Auriga linked the rise to weak environmental protections and President Prabowo’s food and energy self-sufficiency drive. That creates a policy tension for Indonesia. The government wants to expand carbon finance and restore land, while also pursuing national development priorities that may increase pressure on forests.
This is where governance will define market credibility. Carbon buyers will want proof that new projects deliver real climate benefits. They will also want assurance that restored areas are not offset by forest loss elsewhere.
High-integrity carbon credits depend on more than tree planting. They need clear land tenure, strong monitoring, transparent accounting, and protections against reversal. Without that, projects risk reputational damage and weaker demand from global buyers.
What Executives and Investors Should Watch
Indonesia’s reforestation plan could become a major test case for emerging-market climate finance. It brings together public land policy, voluntary carbon markets, local community participation, and international demand for credible offsets.
For corporate buyers, the opportunity is clear but not simple. Large-scale forest restoration can support climate strategies, especially where companies need removals or nature-based credits. Yet scrutiny over carbon integrity remains intense.

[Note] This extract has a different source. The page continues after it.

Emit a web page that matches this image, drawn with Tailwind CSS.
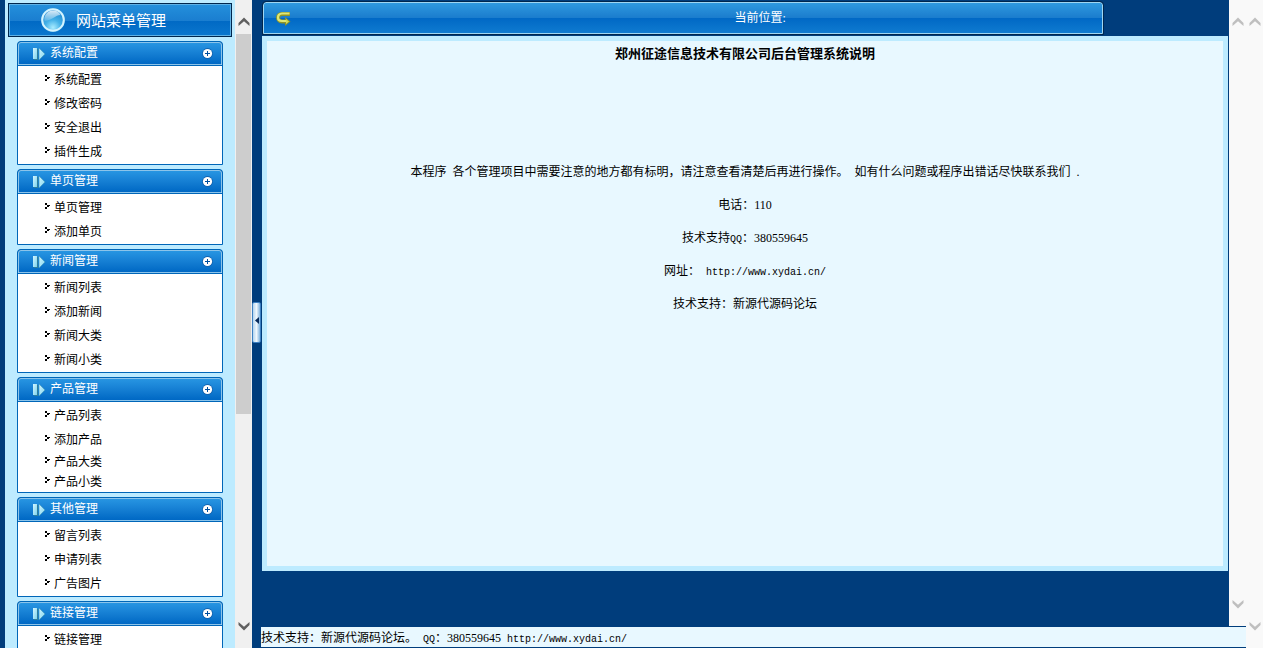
<!DOCTYPE html>
<html lang="zh-CN">
<head>
<meta charset="utf-8">
<meta name="viewport" content="width=device-width, initial-scale=1">
<title>网站菜单管理</title>
<script src="https://cdn.jsdelivr.net/npm/@tailwindcss/browser@4"></script>
</head>
<body class="flex h-screen overflow-hidden bg-[#003d7c] font-['Liberation_Serif','Noto_Sans_CJK_SC',serif] text-xs text-black">
<svg class="absolute size-0" aria-hidden="true">
  <defs>
    <linearGradient id="ice" x1="0" y1="0" x2="1" y2="1"><stop offset="0" stop-color="#d2f6ff"/><stop offset="1" stop-color="#7fd3ee"/></linearGradient>
    <radialGradient id="orb" cx=".5" cy=".85" r=".8"><stop offset="0" stop-color="#a9ecff"/><stop offset=".45" stop-color="#45b2e8"/><stop offset="1" stop-color="#1d86cf"/></radialGradient>
    <linearGradient id="shine" x1="0" y1="0" x2="0" y2="1"><stop offset="0" stop-color="#fff" stop-opacity=".85"/><stop offset="1" stop-color="#fff" stop-opacity=".15"/></linearGradient>
    <symbol id="play" viewBox="0 0 13 14"><path d="M1 2h4v11H1z" fill="#2f7f9c"/><path d="M0 1h4v11H0z" fill="url(#ice)"/><path d="M6 1v12l6-6z" fill="url(#ice)" stroke="#3f97b8" stroke-width=".6"/></symbol>
    <symbol id="plus" viewBox="0 0 11 11"><circle cx="5.500" cy="5.500" r="5.400" fill="#1262ae"/><circle cx="5.500" cy="5.500" r="4.600" fill="#fff"/><path d="M5 3h1v2h2v1H6v2H5V6H3V5h2z" fill="#004f9e"/></symbol>
    <symbol id="dot" viewBox="0 0 5 6"><path d="M0 0h2v2H0zM2 2h3v1H4v1H2zM0 4h2v2H0z" fill="#000"/></symbol>
    <symbol id="up" viewBox="0 0 12 9"><path d="M0.500 6 6 .5 11.500 6v3L6 4.200.5 9z" fill="currentColor"/></symbol>
    <symbol id="down" viewBox="0 0 12 9"><path d="M0.500 3 6 8.500 11.500 3V0L6 4.800.5 0z" fill="currentColor"/></symbol>
  </defs>
</svg>

<aside class="ml-[5px] flex w-[247px] shrink-0 bg-[#bdebff]">
  <div class="min-w-0 flex-1 overflow-hidden pt-[3px]">
    <h1 class="mx-[3px] flex h-[34px] items-center gap-[10px] border border-[#00264d] bg-[linear-gradient(#2490dc,#1a7ed0_52%,#0069c4_52%,#0b77ce)] pb-px pl-[31px] font-['Noto_Sans_CJK_SC',sans-serif] text-[15px] text-white outline-1 -outline-offset-2 outline-[#5fb0e4]">
      <svg class="size-[26px]" viewBox="0 0 26 26"><circle cx="13" cy="13" r="12" fill="#3b9fd9"/><circle cx="13" cy="13" r="10.800" fill="url(#orb)" stroke="#d4f4ff" stroke-width="2"/><path d="M4.500 14C3.500 8 8 3.500 13 3.500c4 0 6.500 2 7.500 4.500-5 0-8 5-16 6z" fill="url(#shine)"/></svg>
      网站菜单管理
    </h1>
    <nav class="mx-3 mt-1 flex flex-col gap-1">
      <section class="rounded-t-[4px] border border-[#0066b8] bg-white">
        <h2 class="flex h-[23px] items-center rounded-t-[3px] border border-[#8cc4ea] bg-linear-to-b from-[#2795e2] to-[#0068c4] pr-2 pl-[14px] text-white outline-1 outline-[#0066b8]"><svg class="mr-1 h-[14px] w-[13px]"><use href="#play"/></svg><span class="flex-1 pb-[2px]">系统配置</span><button aria-label="展开系统配置"><svg class="size-[11px]"><use href="#plus"/></svg></button></h2>
        <ul class="pt-[3px] *:flex *:h-6 *:items-center *:gap-[4px] *:pl-[27px]">
          <li><svg class="mb-1 h-[6px] w-[5px]"><use href="#dot"/></svg><a href="#">系统配置</a></li>
          <li><svg class="mb-1 h-[6px] w-[5px]"><use href="#dot"/></svg><a href="#">修改密码</a></li>
          <li><svg class="mb-1 h-[6px] w-[5px]"><use href="#dot"/></svg><a href="#">安全退出</a></li>
          <li><svg class="mb-1 h-[6px] w-[5px]"><use href="#dot"/></svg><a href="#">插件生成</a></li>
        </ul>
      </section>
      <section class="rounded-t-[4px] border border-[#0066b8] bg-white">
        <h2 class="flex h-[23px] items-center rounded-t-[3px] border border-[#8cc4ea] bg-linear-to-b from-[#2795e2] to-[#0068c4] pr-2 pl-[14px] text-white outline-1 outline-[#0066b8]"><svg class="mr-1 h-[14px] w-[13px]"><use href="#play"/></svg><span class="flex-1 pb-[2px]">单页管理</span><button aria-label="展开单页管理"><svg class="size-[11px]"><use href="#plus"/></svg></button></h2>
        <ul class="pt-[3px] *:flex *:h-6 *:items-center *:gap-[4px] *:pl-[27px]">
          <li><svg class="mb-1 h-[6px] w-[5px]"><use href="#dot"/></svg><a href="#">单页管理</a></li>
          <li><svg class="mb-1 h-[6px] w-[5px]"><use href="#dot"/></svg><a href="#">添加单页</a></li>
        </ul>
      </section>
      <section class="rounded-t-[4px] border border-[#0066b8] bg-white">
        <h2 class="flex h-[23px] items-center rounded-t-[3px] border border-[#8cc4ea] bg-linear-to-b from-[#2795e2] to-[#0068c4] pr-2 pl-[14px] text-white outline-1 outline-[#0066b8]"><svg class="mr-1 h-[14px] w-[13px]"><use href="#play"/></svg><span class="flex-1 pb-[2px]">新闻管理</span><button aria-label="展开新闻管理"><svg class="size-[11px]"><use href="#plus"/></svg></button></h2>
        <ul class="pt-[3px] *:flex *:h-6 *:items-center *:gap-[4px] *:pl-[27px]">
          <li><svg class="mb-1 h-[6px] w-[5px]"><use href="#dot"/></svg><a href="#">新闻列表</a></li>
          <li><svg class="mb-1 h-[6px] w-[5px]"><use href="#dot"/></svg><a href="#">添加新闻</a></li>
          <li><svg class="mb-1 h-[6px] w-[5px]"><use href="#dot"/></svg><a href="#">新闻大类</a></li>
          <li><svg class="mb-1 h-[6px] w-[5px]"><use href="#dot"/></svg><a href="#">新闻小类</a></li>
        </ul>
      </section>
      <section class="rounded-t-[4px] border border-[#0066b8] bg-white">
        <h2 class="flex h-[23px] items-center rounded-t-[3px] border border-[#8cc4ea] bg-linear-to-b from-[#2795e2] to-[#0068c4] pr-2 pl-[14px] text-white outline-1 outline-[#0066b8]"><svg class="mr-1 h-[14px] w-[13px]"><use href="#play"/></svg><span class="flex-1 pb-[2px]">产品管理</span><button aria-label="展开产品管理"><svg class="size-[11px]"><use href="#plus"/></svg></button></h2>
        <ul class="pt-[3px] *:flex *:items-center *:gap-[4px] *:pl-[27px]">
          <li class="h-6"><svg class="mb-1 h-[6px] w-[5px]"><use href="#dot"/></svg><a href="#">产品列表</a></li>
          <li class="h-6"><svg class="mb-1 h-[6px] w-[5px]"><use href="#dot"/></svg><a href="#">添加产品</a></li>
          <li class="h-5"><svg class="mb-1 h-[6px] w-[5px]"><use href="#dot"/></svg><a href="#">产品大类</a></li>
          <li class="h-5"><svg class="mb-1 h-[6px] w-[5px]"><use href="#dot"/></svg><a href="#">产品小类</a></li>
        </ul>
      </section>
      <section class="rounded-t-[4px] border border-[#0066b8] bg-white">
        <h2 class="flex h-[23px] items-center rounded-t-[3px] border border-[#8cc4ea] bg-linear-to-b from-[#2795e2] to-[#0068c4] pr-2 pl-[14px] text-white outline-1 outline-[#0066b8]"><svg class="mr-1 h-[14px] w-[13px]"><use href="#play"/></svg><span class="flex-1 pb-[2px]">其他管理</span><button aria-label="展开其他管理"><svg class="size-[11px]"><use href="#plus"/></svg></button></h2>
        <ul class="pt-[3px] *:flex *:h-6 *:items-center *:gap-[4px] *:pl-[27px]">
          <li><svg class="mb-1 h-[6px] w-[5px]"><use href="#dot"/></svg><a href="#">留言列表</a></li>
          <li><svg class="mb-1 h-[6px] w-[5px]"><use href="#dot"/></svg><a href="#">申请列表</a></li>
          <li><svg class="mb-1 h-[6px] w-[5px]"><use href="#dot"/></svg><a href="#">广告图片</a></li>
        </ul>
      </section>
      <section class="rounded-t-[4px] border border-[#0066b8] bg-white">
        <h2 class="flex h-[23px] items-center rounded-t-[3px] border border-[#8cc4ea] bg-linear-to-b from-[#2795e2] to-[#0068c4] pr-2 pl-[14px] text-white outline-1 outline-[#0066b8]"><svg class="mr-1 h-[14px] w-[13px]"><use href="#play"/></svg><span class="flex-1 pb-[2px]">链接管理</span><button aria-label="展开链接管理"><svg class="size-[11px]"><use href="#plus"/></svg></button></h2>
        <ul class="pt-[3px] *:flex *:h-6 *:items-center *:gap-[4px] *:pl-[27px]">
          <li><svg class="mb-1 h-[6px] w-[5px]"><use href="#dot"/></svg><a href="#">链接管理</a></li>
        </ul>
      </section>
    </nav>
  </div>
  <div class="flex w-[17px] flex-col items-center bg-[#f0f0f0] pt-[17px] text-[#606060]">
    <svg class="h-[9px] w-3 shrink-0"><use href="#up"/></svg>
    <div class="mt-2 flex w-full flex-1 flex-col px-px"><div class="h-[65%] bg-[#cdcdcd]"></div></div>
    <svg class="mt-1 mb-[17px] h-[9px] w-3 shrink-0"><use href="#down"/></svg>
  </div>
</aside>

<div class="flex w-[9px] shrink-0 flex-col justify-center">
  <button aria-label="收起菜单" class="mb-[3px] flex h-[41px] items-center justify-center rounded-[2px] border border-[#3c80c2] bg-linear-to-r from-[#b4d4ee] via-[#eef7fd] to-[#7fb2de]"><svg class="mb-1 h-[7px] w-1" viewBox="0 0 4 7"><path d="M4 0v7L0 3.500z" fill="#062a5c"/></svg></button>
</div>

<div class="flex min-w-0 flex-1 flex-col">
  <div class="flex min-h-0 flex-1">
    <main class="flex min-w-0 flex-1 flex-col px-px pt-[2px]">
      <header class="ml-px flex h-8 w-[87%] items-center rounded-t-[3px] border border-[#9fd6f2] bg-[linear-gradient(#2f99df,#1a7ccd_50%,#0068c5_50%,#0f7bd0)] pl-3 text-white outline-1 outline-[#00264d]">
        <svg class="size-[15px]" viewBox="0 0 15 15"><path d="M14 3H6C3 3 2 5 2 6.500S3 10.500 6 10.500h4" fill="none" stroke="#8f9428" stroke-width="4"/><path d="M9 6 14.500 10.500 9 15z" fill="#8f9428"/><path d="M13.500 2.500H6C3.200 2.500 2 4.500 2 6.500s1.300 3.500 4 3.500h5" fill="none" stroke="#dfe876" stroke-width="2.200"/><path d="M10 8 13 10.500 10 13z" fill="#d2dc58"/></svg>
        <span class="flex-1 pb-px pl-[127px] text-center">当前位置:</span>
      </header>
      <article class="mt-[2px] flex-1 border-[5px] border-[#bdebff] bg-[#e8f8ff] text-center leading-[33px]">
        <h2 class="mt-1 mb-[93px] text-[13px] leading-[18px] font-bold">郑州征途信息技术有限公司后台管理系统说明</h2>
        <div class="*:h-[33px]">
          <p>本程序 &nbsp;各个管理项目中需要注意的地方都有标明，请注意查看清楚后再进行操作。 &nbsp;如有什么问题或程序出错话尽快联系我们 &nbsp;.</p>
          <p>电话：110</p>
          <p>技术支持<span class="font-['Liberation_Mono',monospace] text-[10px] leading-none">QQ</span>：380559645</p>
          <p>网址： &nbsp;<a href="#" class="font-['Liberation_Mono',monospace] text-[10px] leading-none">http://www.xydai.cn/</a></p>
          <p>技术支持：新源代源码论坛</p>
        </div>
      </article>
      <div class="h-[55px] shrink-0"></div>
    </main>
    <div class="flex w-[17px] shrink-0 flex-col items-center justify-between bg-[#f9f9f9] py-[17px] text-[#bfbfbf]">
      <svg class="h-[9px] w-3"><use href="#up"/></svg>
      <svg class="h-[9px] w-3"><use href="#down"/></svg>
    </div>
  </div>
  <footer class="h-[22px] shrink-0 border-y border-[#003d7c] bg-[#e8f8ff] pt-px leading-5">技术支持：新源代源码论坛。 &nbsp;<span class="font-['Liberation_Mono',monospace] text-[10px] leading-none">QQ</span>：380559645 &nbsp;<a href="#" class="font-['Liberation_Mono',monospace] text-[10px] leading-none">http://www.xydai.cn/</a></footer>
</div>
<div class="flex w-[17px] shrink-0 flex-col items-center justify-between bg-[#f9f9f9] py-[17px] text-[#bfbfbf]">
  <svg class="h-[9px] w-3"><use href="#up"/></svg>
  <svg class="h-[9px] w-3"><use href="#down"/></svg>
</div>
</body>
</html>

For investors, the key question is execution. Indonesia has the land base and policy intent. It now needs consistent enforcement, credible verification, and a project pipeline that can withstand global due diligence.
The political stakes are also regional. Indonesia holds some of the world’s most important tropical forests. Its success, or failure, will influence how other forest-rich economies use carbon markets to fund conservation and development.
If Indonesia can align restoration with credible carbon governance, the 12 million-hectare plan could become a major climate finance platform. If forest loss keeps rising, buyers may treat the market with caution.